A conservation easement is an agreement between a landowner and a state government agency or land trust limiting the owner’s land use to conserve the property’s existing state. These agreements are essential to preserve the natural resources of a piece of land and prevent future owners from urbanizing it. 


Understanding Conservation Easements


Conservation Easements

For a conservation easement to exist, the conservation organization or public authority must establish a contract with the land owner stating the terms and conditions of maintaining the protected land. Both parties must voluntarily agree to the terms of the contract. 

Legal Basis and Framework

With a conservation easement in place, the landowner still holds the title to their property and can pass it down to their heirs. However, all owners of that piece of land will have limited use of the property. For instance, the conservation organization may state that the owner must prohibit certain activities, such as grazing or cropping. The agreement may also state that the owner must perform land restoration practices, such as maintaining native grass and trees. 

Types of Conservation Easements

The type of conservation easement will determine the conditions and timeline of the agreement.

  • Perpetual vs. term easements: Both parties can decide whether they want the contract to have a fixed timeline or to continue until circumstances necessitate a change in the agreement. 
  • Donated vs. purchased easements: Purchased easements allow the owner to receive a payment from the public authority or land trust in exchange for the right to determine the property’s uses.

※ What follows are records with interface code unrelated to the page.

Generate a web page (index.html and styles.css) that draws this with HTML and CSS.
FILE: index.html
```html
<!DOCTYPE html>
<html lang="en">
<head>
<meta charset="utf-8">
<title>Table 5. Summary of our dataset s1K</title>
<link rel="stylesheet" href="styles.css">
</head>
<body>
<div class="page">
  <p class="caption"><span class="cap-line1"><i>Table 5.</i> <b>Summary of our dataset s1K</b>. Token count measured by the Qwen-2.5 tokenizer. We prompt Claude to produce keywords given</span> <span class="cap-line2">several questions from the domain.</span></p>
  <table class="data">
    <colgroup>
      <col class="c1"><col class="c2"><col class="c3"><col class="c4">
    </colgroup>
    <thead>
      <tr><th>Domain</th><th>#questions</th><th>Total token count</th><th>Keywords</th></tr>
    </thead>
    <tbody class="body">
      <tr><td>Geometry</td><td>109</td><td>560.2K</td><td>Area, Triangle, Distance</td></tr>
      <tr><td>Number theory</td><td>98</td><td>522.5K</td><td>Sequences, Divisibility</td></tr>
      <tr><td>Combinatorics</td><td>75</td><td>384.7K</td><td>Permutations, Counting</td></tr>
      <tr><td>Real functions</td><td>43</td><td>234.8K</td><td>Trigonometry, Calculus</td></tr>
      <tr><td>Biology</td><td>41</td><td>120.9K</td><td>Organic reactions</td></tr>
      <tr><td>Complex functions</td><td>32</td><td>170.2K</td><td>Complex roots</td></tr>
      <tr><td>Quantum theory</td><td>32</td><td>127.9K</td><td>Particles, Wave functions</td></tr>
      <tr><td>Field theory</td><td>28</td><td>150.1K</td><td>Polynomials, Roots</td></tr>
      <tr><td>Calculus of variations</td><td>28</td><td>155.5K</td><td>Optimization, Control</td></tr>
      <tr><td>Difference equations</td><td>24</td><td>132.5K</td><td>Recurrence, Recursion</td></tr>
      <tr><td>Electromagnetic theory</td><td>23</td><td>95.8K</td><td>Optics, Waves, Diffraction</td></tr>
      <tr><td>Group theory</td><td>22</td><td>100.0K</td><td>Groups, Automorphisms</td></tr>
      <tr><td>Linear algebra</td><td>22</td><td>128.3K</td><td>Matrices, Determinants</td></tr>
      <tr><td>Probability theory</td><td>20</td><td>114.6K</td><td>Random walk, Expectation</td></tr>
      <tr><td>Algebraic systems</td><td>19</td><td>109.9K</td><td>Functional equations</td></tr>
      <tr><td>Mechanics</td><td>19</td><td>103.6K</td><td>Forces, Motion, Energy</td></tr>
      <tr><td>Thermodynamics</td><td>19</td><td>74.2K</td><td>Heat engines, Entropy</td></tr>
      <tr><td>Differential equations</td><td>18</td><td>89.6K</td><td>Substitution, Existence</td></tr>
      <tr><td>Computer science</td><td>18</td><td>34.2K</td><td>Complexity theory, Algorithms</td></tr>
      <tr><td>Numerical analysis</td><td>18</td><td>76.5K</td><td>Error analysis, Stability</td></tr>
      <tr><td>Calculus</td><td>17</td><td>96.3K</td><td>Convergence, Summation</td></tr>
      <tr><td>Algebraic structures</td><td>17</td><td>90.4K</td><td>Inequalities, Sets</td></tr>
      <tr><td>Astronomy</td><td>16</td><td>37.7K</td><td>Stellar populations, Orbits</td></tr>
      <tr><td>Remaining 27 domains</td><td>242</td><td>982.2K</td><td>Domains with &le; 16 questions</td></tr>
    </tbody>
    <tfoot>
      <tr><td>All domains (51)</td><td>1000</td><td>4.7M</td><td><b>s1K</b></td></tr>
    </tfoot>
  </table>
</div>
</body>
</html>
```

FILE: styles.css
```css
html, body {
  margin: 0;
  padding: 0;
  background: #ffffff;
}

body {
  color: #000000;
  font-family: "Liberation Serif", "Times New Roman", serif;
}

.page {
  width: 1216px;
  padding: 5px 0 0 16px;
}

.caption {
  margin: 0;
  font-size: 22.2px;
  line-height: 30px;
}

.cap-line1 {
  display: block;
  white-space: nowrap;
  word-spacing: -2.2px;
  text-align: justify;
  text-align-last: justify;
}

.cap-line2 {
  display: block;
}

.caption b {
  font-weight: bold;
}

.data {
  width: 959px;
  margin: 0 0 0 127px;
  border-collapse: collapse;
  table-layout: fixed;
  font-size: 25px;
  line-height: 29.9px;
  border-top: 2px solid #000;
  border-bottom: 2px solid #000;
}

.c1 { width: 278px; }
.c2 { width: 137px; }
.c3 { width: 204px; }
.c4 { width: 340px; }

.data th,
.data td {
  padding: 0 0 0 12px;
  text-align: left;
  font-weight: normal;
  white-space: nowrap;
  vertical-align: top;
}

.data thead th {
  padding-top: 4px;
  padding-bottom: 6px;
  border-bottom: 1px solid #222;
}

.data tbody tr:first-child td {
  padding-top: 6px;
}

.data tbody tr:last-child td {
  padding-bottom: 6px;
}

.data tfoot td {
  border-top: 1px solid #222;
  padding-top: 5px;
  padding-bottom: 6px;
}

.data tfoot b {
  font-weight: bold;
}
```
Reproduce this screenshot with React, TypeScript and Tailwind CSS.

Donated easements work similarly, except that the owner does not accept compensation but instead qualifies for certain tax benefits. 


Benefits of Conservation Easements

Conservation easements benefit the landowner and anyone who uses the land in various ways, such as:

  • Preservation of biodiversity: By prohibiting certain harmful practices, conservation organizations can protect endangered wildlife and plants, maintaining a balanced ecosystem on the protected land. 
  • Protection of scenic and cultural resources: Limiting the landowner’s use of the property can prevent owners from destroying cultural or scenic landmarks. 
  • Water quality and quantity preservation: If there is a body of water nearby or on the property, a conservation easement can prevent practices that may contaminate it. 
  • Tax benefits for landowners: Landowners can enjoy reduced taxes by choosing a perpetual donated easement. 
  • Role in sustainable development: Conservation easements prevent residential and commercial developments that may exploit natural resources. 


Process of Establishing Conservation Easements


Conservation Easements

The overall process of forming a conservation easement consists of several steps between the landowner and the land trust or public authority. To begin, the landowners can approach a local land trust, complete an application and arrange for them to assess the property. Once the land trust approves the easement application and agrees to start the legal processes, both parties can begin their negotiations and draft a contract. The negotiation process includes setting geographical boundaries and establishing conditions the landowner must uphold to protect the land. 

It is beneficial to have a conservation easement expert assist both parties throughout the establishment process. SelectROW assists landowners, land trusts and governmental organizations with conservation easements. We will guide each party through the steps and gather the necessary documentation for the application and agreement. Contact us online to get the conservation easement process started. 


Frequently Asked Questions

Here are a few frequently asked questions with answers to further your understanding of conservation easements.

What Is a Conservation Easement?

A conservation easement is a legally binding agreement between a property owner and a government or conservation organization that limits the owner’s use of the land to protect it.

How Does a Conservation Easement Benefit Landowners?

Landowners can secure tax incentives, preserve biodiversity, protect natural resources and encourage sustainable development. 

Can a Conservation Easement Be Reversed or Modified?

While it is difficult to remove a conservation easement since it is a perpetual legal agreement, it can be amended if both parties agree to the new terms. 

How Are Conservation Easements Monitored and Enforced?

It is the land trust’s responsibility to monitor the property and enforce the agreement’s conditions, ensuring the owner protects the land. 

What Tax Incentives Are Available for Landowners With Conservation Easements?

Since a perpetual donated conservation easement reduces the taxable value of the land, landowners can benefit from tax deductions. 

Are There Any Restrictions on the Use of Land Under a Conservation Easement?

Landowners are free to reside on their land and build a home provided they protect the property’s natural resources and adhere to the conditions in their agreement. 

How Can Individuals or Organizations Get Involved in Supporting Conservation Easements?

Landowners can approach conservation organizations and submit an application for review. Alternatively, organizations can approach owners of scenic or culturally significant property and offer compensation in exchange for a conservation easement.